The Rev. Barry Lynn of Americans United for Separation of Church and State accused the Court of "ducking this constitutional issue," which he said is "certain to come back in the future." He's probably right that we haven't seen the last of this controversy. But even though yesterday's decision turned on the standing issue, it offers some important hints for a future case.
Included in Justice John Paul Stevens' majority opinion is the following statement: "As its history illustrates, the Pledge of Allegiance evolved as a common public acknowledgement of the ideals that our flag symbolizes. Its recitation is a patriotic exercise designed to foster national unity and pride in those principles." Chief Justice Rehnquist also concluded in a concurring opinion that the Pledge is a patriotic ceremony and is not transformed into a religious one merely because it contains the descriptive words "under God."

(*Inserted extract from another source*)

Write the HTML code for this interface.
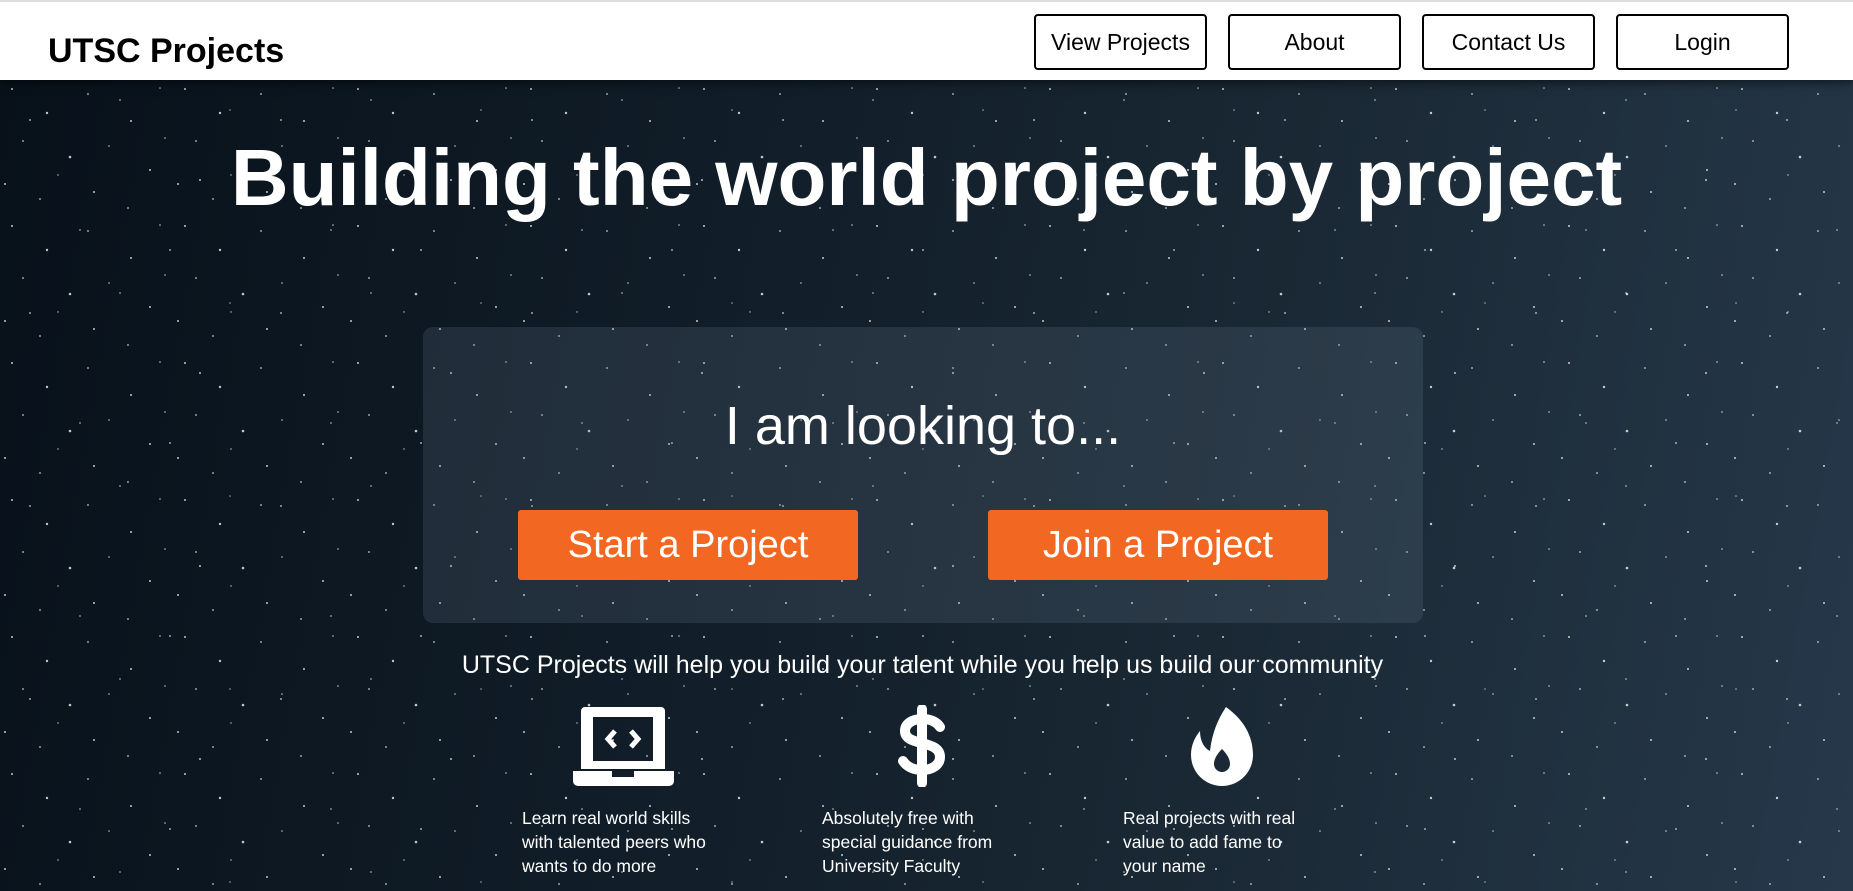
<!DOCTYPE html>
<html><head><meta charset="utf-8"><style>
*{margin:0;padding:0;box-sizing:border-box}
body{width:1853px;height:891px;overflow:hidden;font-family:"Liberation Sans",sans-serif;background:#0d151d;position:relative}
.hero{position:absolute;left:0;top:80px;width:1853px;height:811px;background:linear-gradient(100deg,#08111a 0%,#101c27 35%,#1b2a36 70%,#26384a 100%)}
.stars{position:absolute;left:0;top:0;width:100%;height:100%}
header{position:absolute;left:0;top:0;width:1853px;height:80px;background:#fff;border-top:2px solid #ddd;box-shadow:0 2px 10px rgba(0,0,0,.6);z-index:2}
.logo{position:absolute;left:48px;top:30px;font-size:34px;font-weight:bold;color:#000}
.nb{position:absolute;top:12px;width:173px;height:56px;border:2px solid #000;border-radius:4px;font-size:23px;text-align:center;line-height:52px;color:#000}
h1{position:absolute;left:0;width:1853px;top:132px;text-align:center;color:#fff;font-size:80px;font-weight:bold}
.box{position:absolute;left:423px;top:327px;width:1000px;height:296px;border-radius:10px;background:rgba(120,140,160,.18)}
.look{position:absolute;left:0;width:1000px;top:68px;text-align:center;color:#fff;font-size:54px}
.ob{position:absolute;top:183px;width:340px;height:70px;background:#f26722;border-radius:3px;color:#fff;font-size:38px;text-align:center;line-height:70px}
.tag{position:absolute;left:0;width:1845px;top:651px;text-align:center;color:#fff;font-size:25px}
.txt{position:absolute;top:806px;color:#fff;font-size:17.5px;line-height:24px;width:192px}
svg.ic{position:absolute}
</style></head><body>
<div class="hero">
<svg class="stars" width="1853" height="811"><defs><pattern id="p" width="173" height="137" patternUnits="userSpaceOnUse">
<g fill="#fff" opacity=".75">
<circle cx="12" cy="9" r="1"/><circle cx="47" cy="33" r="1.2"/><circle cx="88" cy="14" r=".9"/><circle cx="131" cy="41" r="1"/><circle cx="160" cy="8" r=".8"/>
<circle cx="23" cy="61" r=".9"/><circle cx="70" cy="77" r="1.3"/><circle cx="109" cy="66" r=".8"/><circle cx="150" cy="90" r="1"/><circle cx="5" cy="104" r="1"/>
<circle cx="40" cy="119" r=".9"/><circle cx="94" cy="112" r="1"/><circle cx="128" cy="128" r=".9"/><circle cx="165" cy="58" r=".8"/><circle cx="58" cy="95" r=".7"/>
</g></pattern>
<pattern id="q" width="251" height="193" patternUnits="userSpaceOnUse"><g fill="#fff" opacity=".6">
<circle cx="30" cy="40" r="1"/><circle cx="120" cy="20" r=".9"/><circle cx="200" cy="100" r="1.1"/><circle cx="80" cy="150" r=".9"/><circle cx="170" cy="170" r="1"/><circle cx="230" cy="30" r=".8"/>
</g></pattern></defs>
<rect width="1853" height="811" fill="url(#p)"/><rect width="1853" height="811" fill="url(#q)"/></svg>
</div>
<header>
<div class="logo">UTSC Projects</div>
<div class="nb" style="left:1034px">View Projects</div>
<div class="nb" style="left:1228px">About</div>
<div class="nb" style="left:1422px">Contact Us</div>
<div class="nb" style="left:1616px">Login</div>
</header>
<h1>Building the world project by project</h1>
<div class="box">
<div class="look">I am looking to...</div>
<div class="ob" style="left:95px">Start a Project</div>
<div class="ob" style="left:565px">Join a Project</div>
</div>
<div class="tag">UTSC Projects will help you build your talent while you help us build our community</div>
<svg class="ic" style="left:573px;top:705px" width="101" height="82" viewBox="0 0 101 82">
<path fill="#fff" fill-rule="evenodd" d="M12 2h76a4 4 0 0 1 4 4v58H8V6a4 4 0 0 1 4-4zM20 12v44h60V12z"/>
<path fill="#fff" d="M0 66h39v6h22v-6h40v10a5 5 0 0 1-5 5H5a5 5 0 0 1-5-5z"/>
<path fill="none" stroke="#fff" stroke-width="5" d="M42 26l-7 8 7 8M58 26l7 8-7 8"/>
</svg>
<svg class="ic" style="left:897px;top:705px" width="50" height="82" viewBox="0 0 50 82">
<path fill="none" stroke="#fff" stroke-width="10" stroke-linecap="round" d="M25 4v74M43 22c-4-6-11-8-18-8-10 0-17 5-17 12 0 16 35 8 35 26 0 8-8 13-18 13-8 0-15-3-19-9"/>
</svg>
<svg class="ic" style="left:1190px;top:705px" width="64" height="82" viewBox="0 0 64 82">
<path fill="#fff" fill-rule="evenodd" d="M36 2C58 18 63 36 63 50a31 31 0 0 1-62 0c0-10 4-18 9-24 0 10 4 17 10 20C22 28 28 14 36 2zM32 44c-6 6-8 11-8 15a8 8 0 0 0 16 0c0-4-2-9-8-15z"/>
</svg>
<div class="txt" style="left:522px">Learn real world skills with talented peers who wants to do more</div>
<div class="txt" style="left:822px">Absolutely free with special guidance from University Faculty</div>
<div class="txt" style="left:1123px">Real projects with real value to add fame to your name</div>
</body></html>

Justice Sandra Day O'Connor joined the Chief Justice's concurrence, but her own separate concurrence is especially noteworthy. Justice O'Connor concluded that the Pledge's reference to God, like "In God We Trust" and "God save the United States and this honorable Court," constitutes what the courts call "ceremonial deism." These kinds of acts of ceremonial deism, Justice O'Connor wrote, "are simply not religious in character."
She provided a lengthier legal analysis, which outlined her approach to Establishment Clause cases like this one. A concurring opinion is not binding law. But given Justice O'Connor's pivotal role in so many close decisions, her opinion may be a crucial signal on the odds for the success of any future Pledge case.
Preserving "under God"?
Finally, this most recent round of news coverage once again suggests that it may be a lost cause to try to explain to the news media that this case was not about whether the words "under God" must be deleted or can remain in the Pledge. That issue was taken out of the Ninth Circuit's last ruling in the case. The question was not certified by the Supreme Court for its consideration.
The distinction is more than lawyerly quibbling over technicalities. Both the law and the politics are much thornier if the issue is "editing" the Pledge. School boards do not write or edit the Pledge, and the real issue considered by the Court was the Elk Grove board's policy. As we've explained before, focusing on the policy and on what really happens in the classroom changes the analysis. It makes it even clearer that, as several Justices indicated yesterday, the Pledge is not an unconstitutional religious affirmation, but a constitutional civic and patriotic exercise.
This school perspective is a whole lot less sexy for the news media than the loud recriminations of the culture warriors on both ends of the spectrum. We're used to that. But, sexy or not, we think it's right. We'll see how long it takes for it to be tested again.